On Sourcing Quotes and the Wikimedia Way

This morning, I came across this Charlie Parker quote that I really loved:

“Master your instrument, master the music, then forget all that bullshit and just play.”

My first instinct was to tweet it. My second, more practiced instinct, was to check the source first. It’s really not that hard to at least do a quick check, and I’ve discovered lots of misattributed quotes this way.

A quick search surfaced a bunch of unattributed variants on that quote, as well as this entry from Wikiquote:

“You’ve got to learn your instrument. Then, you practice, practice, practice. And then, when you finally get up there on the bandstand, forget all that and just wail.” –As quoted in Acting Is a Job: Real-life Lessons About the Acting Business (2006) by Jason Pugatch, p. 73; this statement has occurred with many different phrasings, including: “Learn the changes, then forget them.”

A book on acting is not the most credible source, probably no better than the blog post above. But at least it’s the start of a trail, one that anyone can follow to the end, if they so desire.

The ethos of sourcing facts is theoretically easier in this connected age, but the reality is that our connectivity seems to discourage it. We read funny or provocative things that speak to us, we click once, and boom, we’ve instantaneously shared it with hundreds of our followers without giving any thought to whether or not it’s true. That’s a problem.

Furthermore, social media tools seem to be actively evolving to discourage sourcing. I was guilted into this practice of sourcing-before-sharing after reading a rant by Evan Prodromou, who pointed out that a quote that was being widely and rapidly shared was actually misattributed.

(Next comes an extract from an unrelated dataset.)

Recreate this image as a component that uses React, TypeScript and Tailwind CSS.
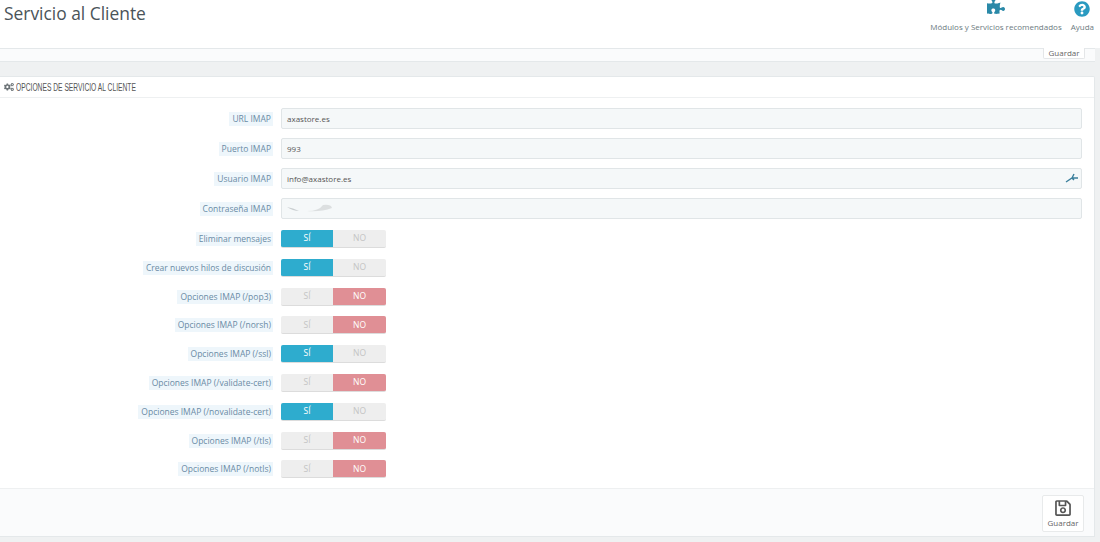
import { FaCogs, FaPuzzlePiece, FaQuestionCircle, FaRegSave } from "react-icons/fa";

const TEXT_FIELDS = [
  { label: "URL IMAP", value: "axastore.es" },
  { label: "Puerto IMAP", value: "993" },
  { label: "Usuario IMAP", value: "info@axastore.es", key: true },
];

const TOGGLES = [
  { label: "Eliminar mensajes", on: true },
  { label: "Crear nuevos hilos de discusión", on: true },
  { label: "Opciones IMAP (/pop3)", on: false },
  { label: "Opciones IMAP (/norsh)", on: false },
  { label: "Opciones IMAP (/ssl)", on: true },
  { label: "Opciones IMAP (/validate-cert)", on: false },
  { label: "Opciones IMAP (/novalidate-cert)", on: true },
  { label: "Opciones IMAP (/tls)", on: false },
  { label: "Opciones IMAP (/notls)", on: false },
];

const Label = ({ text }: { text: string }) => (
  <div className="flex w-[273px] shrink-0 justify-end">
    <span className="bg-[#eef6fb] pl-[3px] pr-[2px] text-[8.5px] leading-[14px] text-[#6a8ba5]">{text}</span>
  </div>
);

const Toggle = ({ on }: { on: boolean }) => (
  <div className="ml-[8px] flex h-[18px] w-[105px] overflow-hidden rounded-[2px] border-b border-[#dcdcdc] bg-[#eeeeee] text-[8.5px]">
    <div className={`flex w-[52px] items-center justify-center ${on ? "bg-[#2eacce] text-white" : "text-[#c4c4c4]"}`}>SÍ</div>
    <div className={`flex w-[53px] items-center justify-center ${on ? "text-[#c4c4c4]" : "bg-[#e08f95] text-white"}`}>NO</div>
  </div>
);

export default function App() {
  return (
    <div className="h-[542px] w-[1100px] overflow-hidden bg-[#eff1f2] font-['Open_Sans',sans-serif] text-[#555555]">
      {/* page head */}
      <header className="flex h-[48px] justify-between bg-white pl-1 pr-1.5">
        <h1 className="pt-[1px] text-[17.4px] leading-[24px] text-[#4a5459]">Servicio al Cliente</h1>
        <div className="flex gap-[9px] text-[8px] text-[#6c7a80]">
          <div className="flex flex-col items-center">
            <FaPuzzlePiece className="-mt-[3px] h-[18px] w-[18px] text-[#2a89a8]" />
            <span className="mt-[6px] leading-[11px]">Módulos y Servicios recomendados</span>
          </div>
          <div className="flex flex-col items-center">
            <FaQuestionCircle className="mt-[1px] h-[16px] w-[16px] text-[#2a9ac0]" />
            <span className="mt-[4px] leading-[11px]">Ayuda</span>
          </div>
        </div>
      </header>

      {/* tail of the panel above */}
      <div className="mr-[5px] flex h-[14px] justify-end border-y border-[#e4e8ea] bg-[#fafbfc] pr-[10px]">
        <div className="-mt-px h-[11px] w-[42px] rounded-b-[2px] border-x border-b border-[#e4e6e8] bg-white text-center text-[8px] leading-[9px] text-[#666666]">
          Guardar
        </div>
      </div>

      {/* options panel */}
      <section className="mr-[5px] mt-[14px] h-[461px] rounded-tr-[2px] border-y border-r border-[#e4e8ea] bg-white">
        <div className="flex h-[21px] items-center gap-[2px] border-b border-[#eef0f1] pl-1">
          <FaCogs className="h-[10px] w-[10px] text-[#6d7478]" />
          <h2 className="origin-left scale-x-[0.67] whitespace-nowrap font-['Liberation_Sans',sans-serif] text-[10px] leading-[21px] text-[#555555]">
            OPCIONES DE SERVICIO AL CLIENTE
          </h2>
        </div>

        <div className="flex flex-col pt-[10px]">
          {TEXT_FIELDS.map((f) => (
            <div key={f.label} className="mb-[9px] flex items-center">
              <Label text={f.label} />
              <div className="relative ml-[8px] h-[21px] w-[801px] rounded-[2px] border border-[#e0e5e7] bg-[#f5f8f9] pl-[5px] text-[8px] leading-[19px] text-[#555555]">
                {f.value}
                {f.key && (
                  <svg viewBox="0 0 14 10" className="absolute right-[2px] top-[4px] h-[10px] w-[14px]">
                    <path d="M1 9 L7 5 L13 5 M9 1 L7 5 L9 7" fill="none" stroke="#3b7f9c" strokeWidth="1.4" />
                  </svg>
                )}
              </div>
            </div>
          ))}

          <div className="mb-[11px] flex items-center">
            <Label text="Contraseña IMAP" />
            <div className="relative ml-[8px] h-[21px] w-[801px] rounded-[2px] border border-[#e0e5e7] bg-[#f5f8f9]">
              <svg viewBox="0 0 50 12" className="absolute left-[3px] top-[3px] h-[12px] w-[50px]">
                <path d="M2 5 Q8 6 14 9 Q8 9 2 5Z" fill="#c9ced0" />
                <path d="M22 9 Q34 9 38 3 Q46 2 47 6 Q36 10 22 9Z" fill="#dcdfe0" />
              </svg>
            </div>
          </div>

          <div className="flex flex-col gap-[10.8px]">
            {TOGGLES.map((t) => (
              <div key={t.label} className="flex items-center">
                <Label text={t.label} />
                <Toggle on={t.on} />
              </div>
            ))}
          </div>
        </div>

        {/* footer */}
        <div className="mt-[10px] flex h-[48px] justify-end border-t border-[#eef0f1] bg-[#fafbfc] pr-[10px] pt-[6px]">
          <div className="flex h-[37px] w-[42px] flex-col items-center rounded-[2px] border border-[#e8eaeb] bg-white pt-[3px] text-[8px] leading-[10px] text-[#666666]">
            <FaRegSave className="h-[18px] w-[18px] text-[#555555]" />
            <span className="mt-[1px]">Guardar</span>
          </div>
        </div>
      </section>
    </div>
  );
}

Here’s the problem: Even though he posted it publicly somewhere, I can’t find it. It’s not on his blog, and it’s not on Status.net (the company he founded, which very much values persistent data), although he alludes to the rant there. Which means that he posted it on Facebook or Google Plus, which means that I can just about forget about ever finding it, since neither of those services seem to care about making posts persistent and findable. (Read a similar criticism that Kellan Eliott-McCrea had about Twitter.) Which means that this knowledge trail, minor though it may be, has been unnecessarily broken.

This is yet another reason why I appreciate Wikimedia so much. There is a deeply embedded ethos in that community around sourcing truth. Sometimes, this ethos surfaces some quirky challenges around epistemology,  such as the recent Philip Roth affair, but even situations like these only serve to make us smarter and more self-aware.

The wiki tool enables this ethos to some extent, but the reality is that its source is cultural, not technical, and the community is trying to apply this ethos to all forms of knowledge, not just encyclopedic. No one else is doing this. That’s unfortunate, because we need a lot more of it.

3 replies to “On Sourcing Quotes and the Wikimedia Way”

  1. I'm to the point where I google or snopes just about everything that is re-posted on Facebook. Here is my short over-generalized summary: almost everything is not true (or only partly true).

  2. David Weinberger has a great book about this topic, in which he analyses and describes this symptom, the nature of facts and their presence on the web at great length. I especially like the following part:

    "There are facts. Some statements are false, and there are people who lie. The point is we're not going to agree about who those people are. It doesn't matter how many facts you bring to bear.
    In all of human history, we've never agreed about anything. Now, we can see that we don't."